Search the records below for the word "index" and show every line where it occurs.

*-*-*

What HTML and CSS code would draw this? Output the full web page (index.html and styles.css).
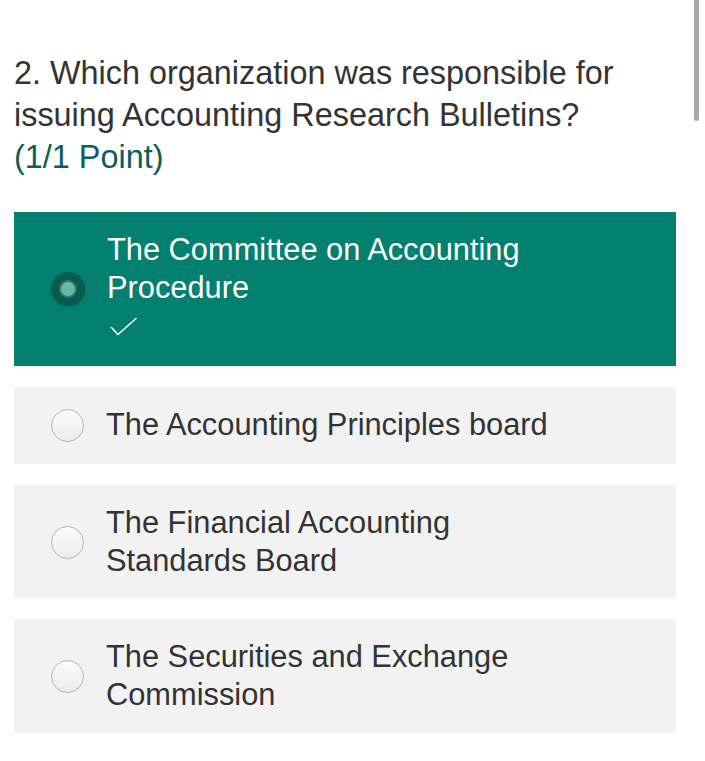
FILE: index.html
```html
<!DOCTYPE html>
<html lang="en">
<head>
<meta charset="utf-8">
<title>Quiz question</title>
<link rel="stylesheet" href="styles.css">
</head>
<body>
<div class="scrollbar"></div>
<main class="question">
  <h2 class="title">2. Which organization was responsible for issuing Accounting Research Bulletins? <span class="points">(1/1 Point)</span></h2>
  <div class="options">
    <div class="option selected">
      <span class="radio"><span class="dot"></span></span>
      <div class="label">
        <div class="text">The Committee on Accounting<br>Procedure</div>
        <div class="check">
          <svg width="28" height="20" viewBox="0 0 28 20"><path d="M1.5 10.5 L8 17.5 L26 1.5" fill="none" stroke="#ffffff" stroke-width="1.6" stroke-linecap="round" stroke-linejoin="round"/></svg>
        </div>
      </div>
    </div>
    <div class="option">
      <span class="radio"></span>
      <div class="label"><div class="text">The Accounting Principles board</div></div>
    </div>
    <div class="option">
      <span class="radio"></span>
      <div class="label"><div class="text">The Financial Accounting<br>Standards Board</div></div>
    </div>
    <div class="option">
      <span class="radio"></span>
      <div class="label"><div class="text">The Securities and Exchange<br>Commission</div></div>
    </div>
  </div>
</main>
</body>
</html>
```

FILE: styles.css
```css
html, body {
  margin: 0;
  padding: 0;
  background: #ffffff;
}

body {
  font-family: "Liberation Sans", Arial, sans-serif;
  width: 705px;
  height: 761px;
  overflow: hidden;
  position: relative;
}

.scrollbar {
  position: absolute;
  top: 0;
  left: 694px;
  width: 5px;
  height: 121px;
  background: #a9a9a9;
  border-radius: 0 0 3px 3px;
}

.question {
  padding: 52px 29px 0 14px;
}

.title {
  margin: 0;
  font-size: 32.4px;
  line-height: 42px;
  font-weight: normal;
  color: #333333;
  width: 630px;
}

.points {
  color: #0d5e58;
}

.options {
  margin-top: 34px;
  display: flex;
  flex-direction: column;
  gap: 21px;
}

.option {
  display: flex;
  align-items: center;
  gap: 22px;
  background: #f2f2f2;
  padding: 19px 20px 19px 37px;
  color: #333333;
}

.option:nth-child(2) {
  padding-bottom: 20px;
}

.option:nth-child(3) {
  padding-bottom: 18px;
}

.option.selected {
  background: #03806f;
  color: #ffffff;
}

.radio {
  flex: none;
  width: 31px;
  height: 31px;
  border-radius: 50%;
  border: 1.5px solid #b4b4b4;
  background: linear-gradient(#fbfbfb, #ececec);
  display: flex;
  align-items: center;
  justify-content: center;
  box-sizing: content-box;
}

.selected .radio {
  width: 34px;
  height: 34px;
  border: none;
  background: #0b5a50;
  box-shadow: 0 1px 2px rgba(0, 0, 0, 0.15);
}

.dot {
  width: 14px;
  height: 14px;
  border-radius: 50%;
  background: #6cb7a7;
  box-shadow: 0 0 0 2px #2d7d70;
}

.text {
  font-size: 30.8px;
  line-height: 38px;
}

.check {
  height: 40px;
  display: flex;
  align-items: center;
  padding-left: 3px;
}
```
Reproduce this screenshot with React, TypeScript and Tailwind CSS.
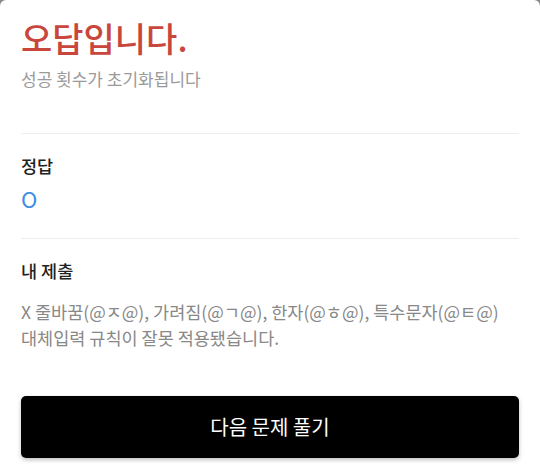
export default function App() {
  return (
    <div
      className="w-[540px] h-[464px] bg-[#8a8a8a] overflow-hidden"
      style={{ fontFamily: '"Noto Sans CJK KR", "Noto Sans", sans-serif' }}
    >
      <div className="h-full bg-white rounded-t-[6px] px-[21px] pt-[14px]">
        <h1 className="text-[34px] leading-[48px] font-medium text-[#c9463d]">
          오답입니다.
        </h1>
        <p className="mt-[5px] text-[17px] leading-[24px] text-[#9a9a9a]">
          성공 횟수가 초기화됩니다
        </p>

        <div className="mt-[42px] border-t border-[#eeeeee]" />

        <div className="pt-[20px] pb-[26px]">
          <h2 className="text-[17.5px] leading-[24px] font-medium text-[#222]">정답</h2>
          <p className="mt-[6px] text-[22px] leading-[28px] text-[#3a8ee6]">O</p>
        </div>

        <div className="border-t border-[#eeeeee]" />

        <div className="pt-[20px]">
          <h2 className="text-[17.5px] leading-[24px] font-medium text-[#222]">내 제출</h2>
          <p className="mt-[16px] text-[17.5px] leading-[26px] text-[#888]">
            X 줄바꿈(@ㅈ@), 가려짐(@ㄱ@), 한자(@ㅎ@), 특수문자(@ㅌ@)
            <br />
            대체입력 규칙이 잘못 적용됐습니다.
          </p>
        </div>

        <button className="mt-[45px] w-full h-[62px] bg-black rounded-[5px] text-white text-[20px] shadow-[0_2px_4px_rgba(0,0,0,0.25)]">
          다음 문제 풀기
        </button>
      </div>
    </div>
  );
}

*-*-*

• **OUTPUT OF THE EXERCISE**
What HTML and CSS code would draw this? Output the full web page (index.html and styles.css).
FILE: index.html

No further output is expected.